Nasser, a 33-year Ford veteran, was forced out in October 2001 after a series of hot-potato issues, culminating in $3 billion spent for two recalls involving potentially faulty Firestone tires on Ford Explorers. That, atop the cost of the British acquisitions and $6.5 billion for Sweden's Volvo in 1999, put Ford into a financial pinch from which is has yet to get loose.
Rough patch not unusual
Ford's rough patch with acquisitions is not unusual among Detroit automakers.
Chrysler, for instance, bought Italian supercarmaker Lamborghini in 1987 for what was estimated at the time as $25 million, hoping to draw on its high-performance heritage and expertise to jazz up Chrysler vehicles. But the automaker sold it in 1993 to a Bermuda holding company.
GM gm has embedded itself in foreign alliances so often that even a satellite navigation system can't plot a course through them.
Most disastrous was agreeing to buy 20% of Italy's Fiat Auto Holdings for $2.4 billion in 2000. The agreement gave Fiat Auto the right to require GM to buy the remaining 80% of Fiat Auto at fair market value by 2009, an option GM quickly realized it didn't want to see the financially struggling Fiat exercise.
GM got out of the deal in 2005 by paying Fiat $2 billion.
Gerald Meyers, a consultant who was once chairman of American Motors, says he thought Ford never should have purchased Jaguar. And he's equally puzzled by Tata's acquisition. "It's one of the most illogical buys I could imagine," Meyers says. "If they've got lots of patience and lots of money, and they're willing to hire some very good people, over time they probably could make a thing out of it. … But I don't expect it anytime soon."
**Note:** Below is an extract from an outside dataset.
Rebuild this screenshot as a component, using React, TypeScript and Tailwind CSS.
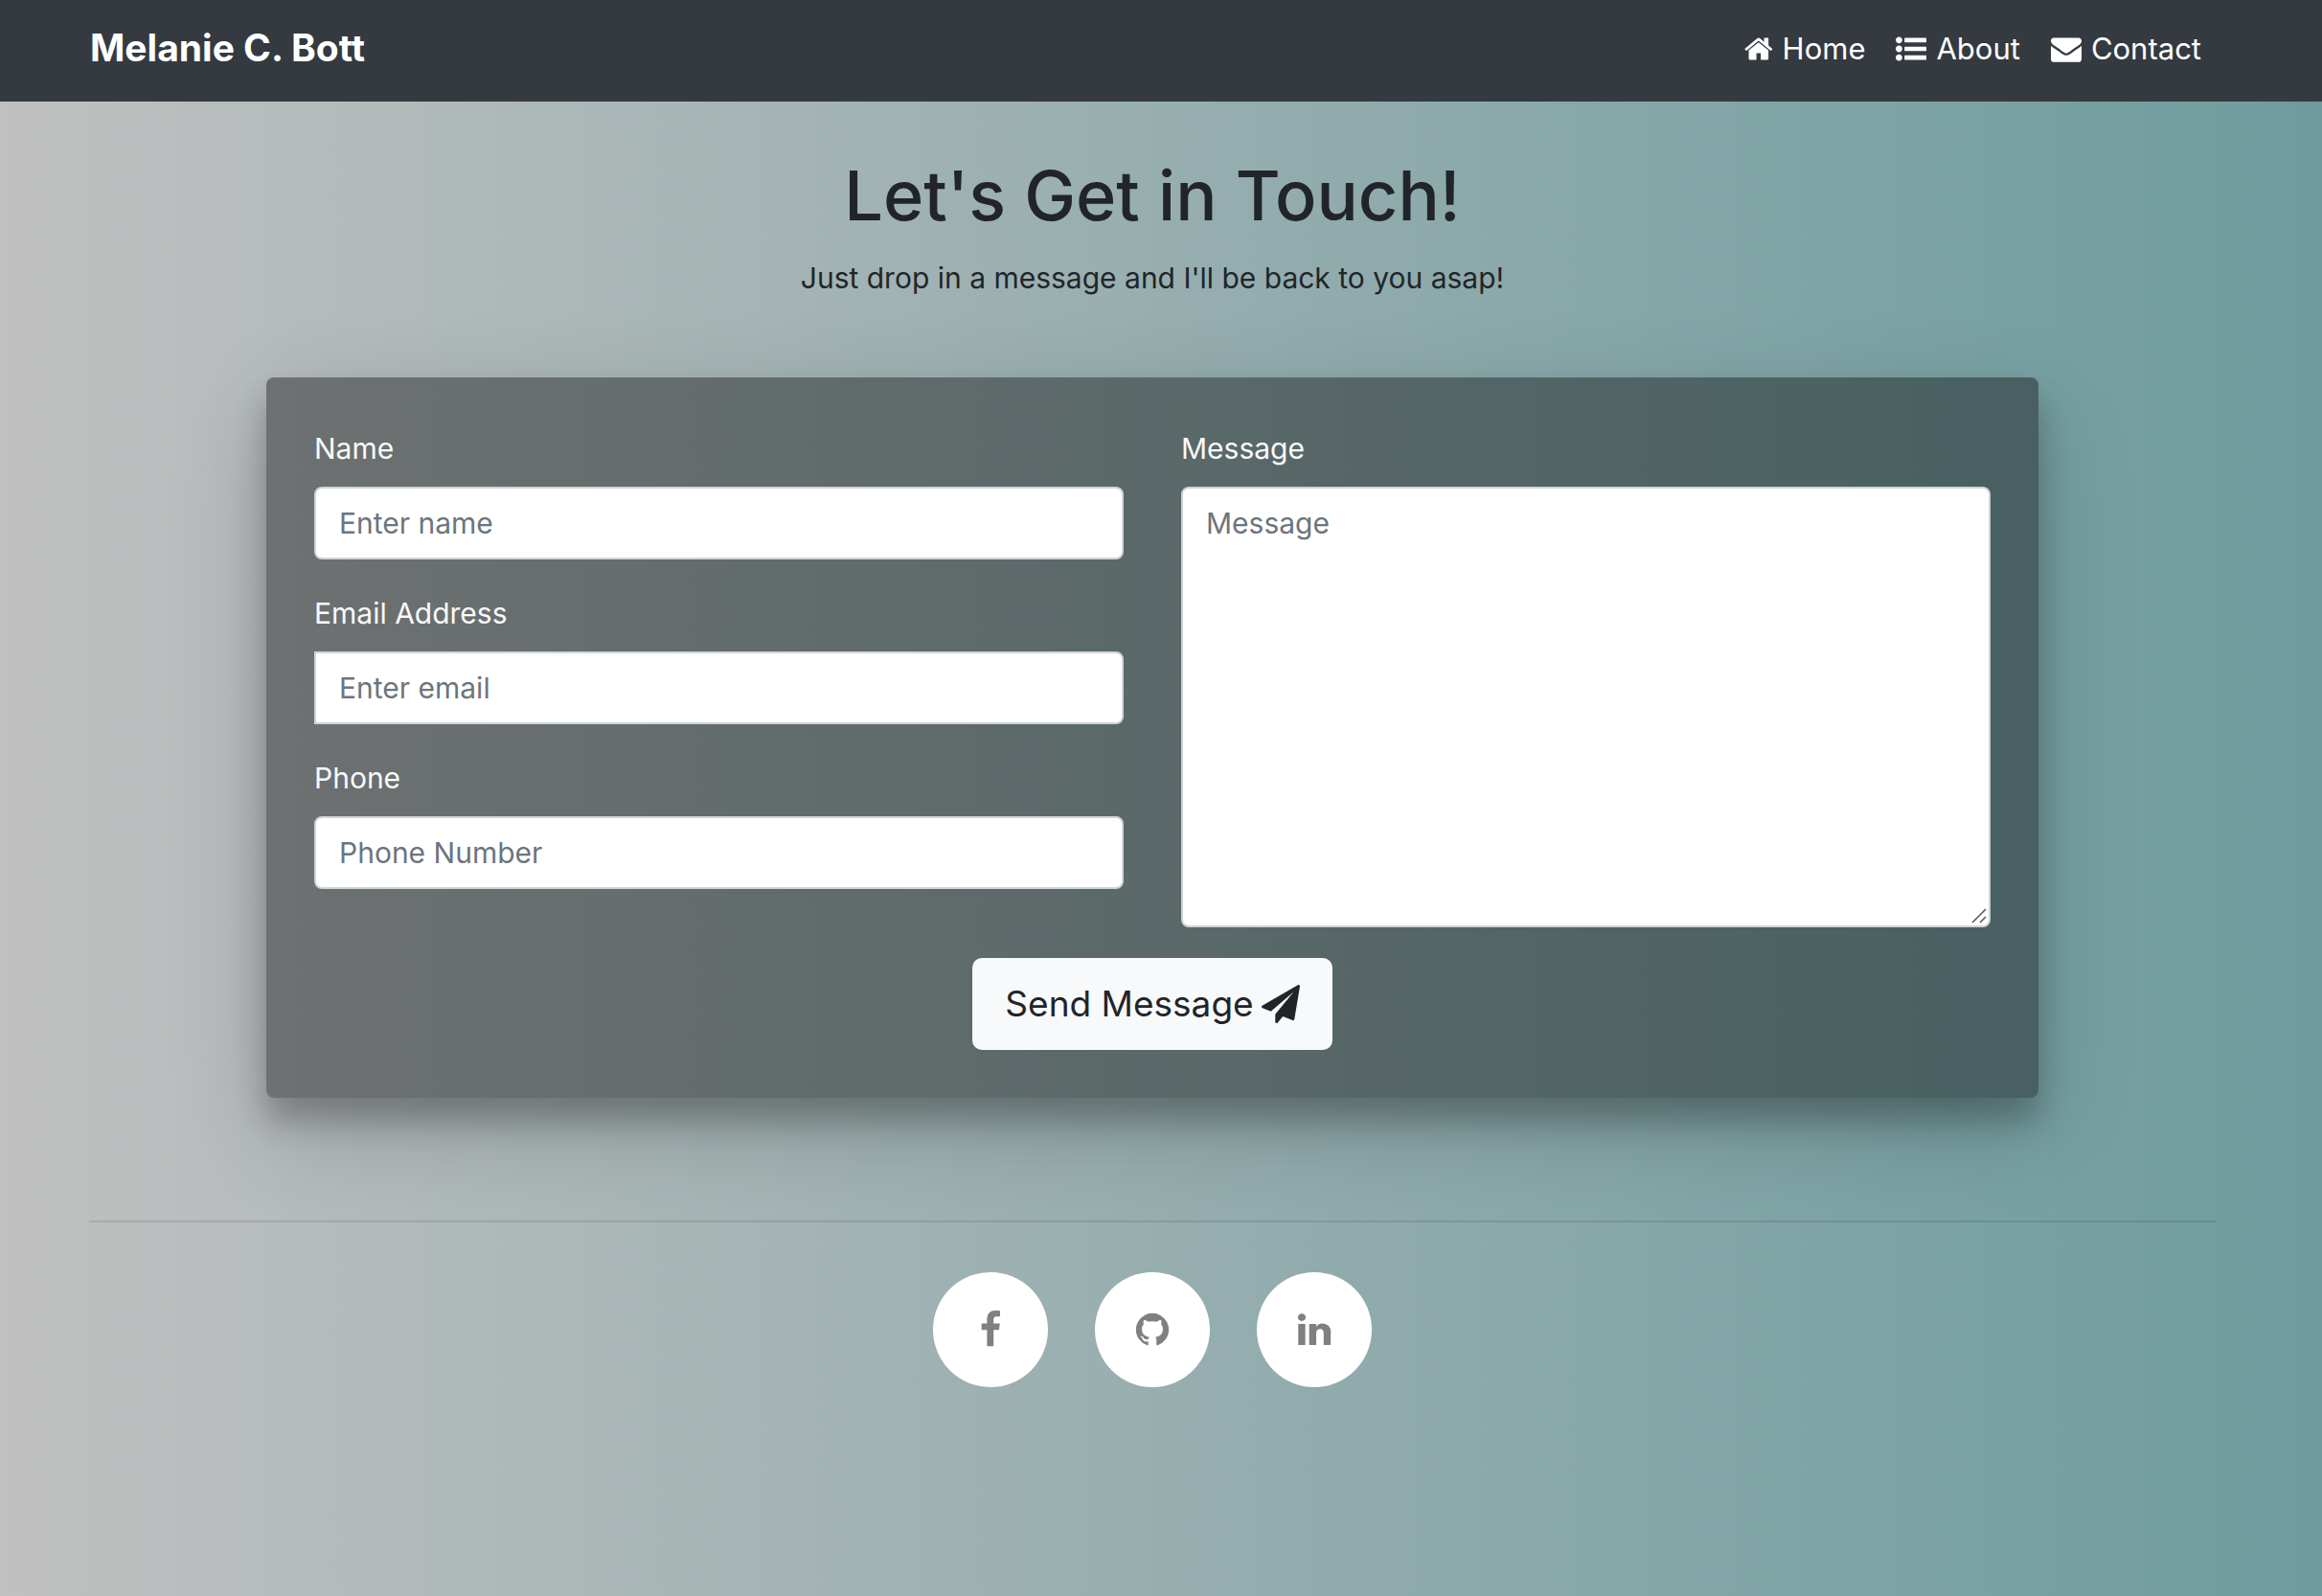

But Meyers says he's not sure Tata knows what it's gotten itself into. He estimates it could take $10 billion to straighten out the product lineup and then a few billion more to expand distribution globally.
But buyers in the USA may be willing to embrace the new owners. Dennis Eynon, president of the 6,000-member Jaguar Clubs of North America, says American drivers just want a company that will do right by the brand: "I hope they have the dollars to support a luxury automobile."